In a panel assembled by Ofcom, A+E Networks UK general manager Heather Jones said the pandemic had been a “double-edged sword” for women as it had shown the benefits of flexible working but they largely bore the brunt of childcare.

She said that when A+E gave staff the option of returning to the office, more men came in than women.

“This risk of the office becoming male-dominated is something we need to be careful about,” she said. “A notion of ‘proximity bias’ – a whole new phrase – where people would be in a less favourable position if they’re choosing to spend more time at home, even though that’s the opportunity being provided by their employer.”

A+E restricted meeting times to 10am-12pm and 1pm-4pm to help parents with childcare in lockdown and further mental health and wellbeing initiatives and events were crucial to ensuring companies continued to make women feel welcome, Jones added. 
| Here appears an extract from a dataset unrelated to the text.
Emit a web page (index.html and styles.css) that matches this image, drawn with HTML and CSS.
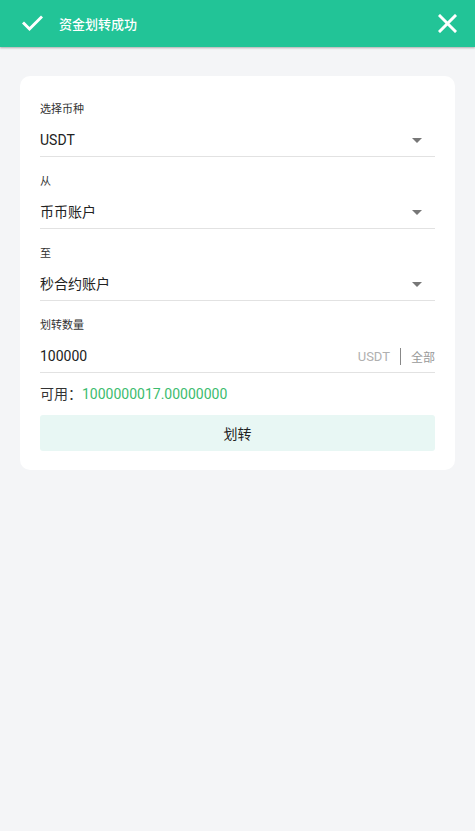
FILE: index.html
```html
<!DOCTYPE html>
<html lang="zh">
<head>
<meta charset="utf-8">
<title>划转</title>
<link rel="stylesheet" href="styles.css">
</head>
<body>
<header class="toast">
  <svg class="toast-check" width="21" height="17" viewBox="0 0 21 17"><path d="M2 8.5 L7.5 14 L19 2.5" fill="none" stroke="#fff" stroke-width="3" stroke-linecap="square"/></svg>
  <span class="toast-title">资金划转成功</span>
  <svg class="toast-close" width="19" height="19" viewBox="0 0 19 19"><path d="M2 2 L17 17 M17 2 L2 17" fill="none" stroke="#fff" stroke-width="3" stroke-linecap="square"/></svg>
</header>
<main class="card">
  <div class="field">
    <div class="label">选择币种</div>
    <div class="row"><span class="value">USDT</span><span class="caret"></span></div>
  </div>
  <div class="field">
    <div class="label">从</div>
    <div class="row"><span class="value">币币账户</span><span class="caret"></span></div>
  </div>
  <div class="field">
    <div class="label">至</div>
    <div class="row"><span class="value">秒合约账户</span><span class="caret"></span></div>
  </div>
  <div class="field">
    <div class="label">划转数量</div>
    <div class="row"><span class="value">100000</span><span class="unit">USDT</span><span class="sep"></span><span class="all">全部</span></div>
  </div>
  <div class="avail">可用：<span class="avail-num">1000000017.00000000</span></div>
  <div class="btn">划转</div>
</main>
</body>
</html>
```
FILE: styles.css
```css
html, body {
  margin: 0;
  padding: 0;
}
body {
  background: #f4f5f7;
  font-family: Roboto, "Noto Sans CJK SC", sans-serif;
  color: #333;
  min-height: 831px;
}
.toast {
  height: 47px;
  background: #22c497;
  display: flex;
  align-items: center;
  padding: 0 18px 0 22px;
  box-shadow: 0 1px 2px rgba(0,0,0,0.3);
}
.toast-check {
  display: block;
  margin-top: -1px;
}
.toast-title {
  color: #fff;
  font-size: 13px;
  font-weight: 500;
  margin-left: 16px;
  flex: 1;
}
.toast-close {
  display: block;
  margin-top: -1px;
}
.card {
  margin: 29px 20px 0;
  background: #fff;
  border-radius: 10px;
  padding: 26px 20px 19px;
  display: flex;
  flex-direction: column;
}
.field {
  display: flex;
  flex-direction: column;
}
.field + .field {
  margin-top: 17px;
}
.label {
  font-size: 11px;
  line-height: 16px;
  height: 16px;
  color: #333;
}
.row {
  margin-top: 6px;
  height: 33px;
  box-sizing: border-box;
  border-bottom: 1px solid #e2e2e2;
  display: flex;
  align-items: center;
}
.value {
  flex: 1;
  font-size: 14px;
  line-height: 20px;
  height: 20px;
  color: #222;
}
.caret {
  width: 0;
  height: 0;
  border-left: 5px solid transparent;
  border-right: 5px solid transparent;
  border-top: 5px solid #777;
  margin-right: 13px;
}
.unit {
  font-size: 13px;
  color: #b0b0b0;
}
.sep {
  width: 1px;
  height: 17px;
  background: #888;
  margin: 0 10px;
}
.all {
  font-size: 12px;
  color: #999;
}
.avail {
  margin-top: 11px;
  font-size: 14px;
  line-height: 20px;
  height: 20px;
  color: #333;
}
.avail-num {
  color: #3cbc6e;
}
.btn {
  margin-top: 11px;
  height: 36px;
  background: #e8f7f4;
  border-radius: 3px;
  display: flex;
  align-items: center;
  justify-content: center;
  font-size: 14px;
  color: #222;
}
```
Netflix vice-president of original series Anne Mensah urged managers to go the extra mile in supporting people nervous about new ways of working as companies increase face-to-face contact.

“A lot of people coming out of the pandemic have actually felt comfortable being themselves in their own environment,” she said. “Going back into an office environment, they have to consider how they fit into a group of people that they’ve never met before. It’s every manager’s responsibility to go, ‘what is the extra I can do just to be thoughtful around the people I’m working with?’”

Yesterday Ofcom’s five-year Diversity and Equal Opportunities in UK Broadcasting report highlighted that in 2021-2022, more women left TV than joined. Women made up 46% of the TV workforce, down from 47% the previous year.

This follows the recent Locked Down and Locked Out report’s finding that 61% of working mothers had seriously considered leaving the industry in the past year.

As well as Covid, Ofcom found that almost every interviewee referenced the #timesup and #metoo movements sparked by the revelations about Hollywood producer Harvey Weinstein in 2017.

“These social reckonings were unignorable and created powerful mandates for change,” Ofcom’s report stated.